Album kedua "The Paps"


Sama seperti sahabat saya Aan, sebagai anak desa yang baru bisa mengakses buku-musik-film yang bagus saat pindah ke kota untuk berkuliah, saya juga menyimpan dendam masa kecil kepada pemerintah yang melaksanakan pembangunan tak merata sehingga kami tidak bisa mengakses tiga hal penting tersebut. Tidak ada perpustakaan, toko kaset, apalagi bioskop di kampung kami. Saya membalas dendam dengan cara meluangkan waktu sebanyak mungkin untuk menikmati tiga hal tersebut.

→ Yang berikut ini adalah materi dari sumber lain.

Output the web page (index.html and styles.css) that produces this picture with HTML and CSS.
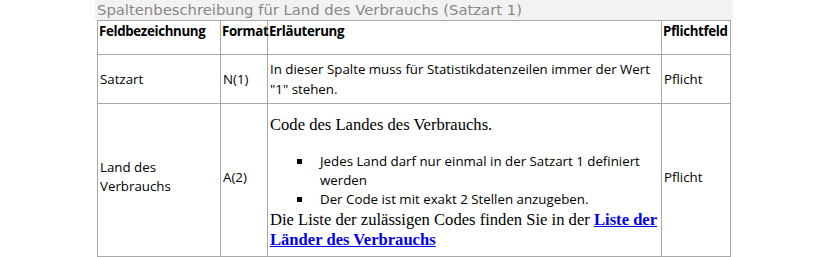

Saya senang menikmati segala jenis genre buku-musik-film. Bagi saya, penting untuk berusaha menyeimbangkan segalanya. Karena berlebih mengenai sesuatu kadang membuat saya menjadi tidak waras. Namun jika ingin membanding-bandingkan, tentu saya punya kecenderungan. Khusus untuk musik, saat tahu ada genre musik asik bernama dub, saya langsung jatuh cinta, membuat saya penasaran sama Jamaika. Saya senang membayangkan bagaimana suasana masyarakat di sana saat musik dub muncul? Apa yang mereka pikirkan sehingga bisa mengkombinasikan alat musik dan menciptakan reggae, dancehall, ska, sampai turunan-turunannya? Apa yang terjadi di sana tahun 60-an? Lalu membandingkannya dengan apa yang terjadi di Eropa, Amerika, serta Indonesia pada kurun waktu yang sama. Saya tidak ingin berhenti mencari tahu.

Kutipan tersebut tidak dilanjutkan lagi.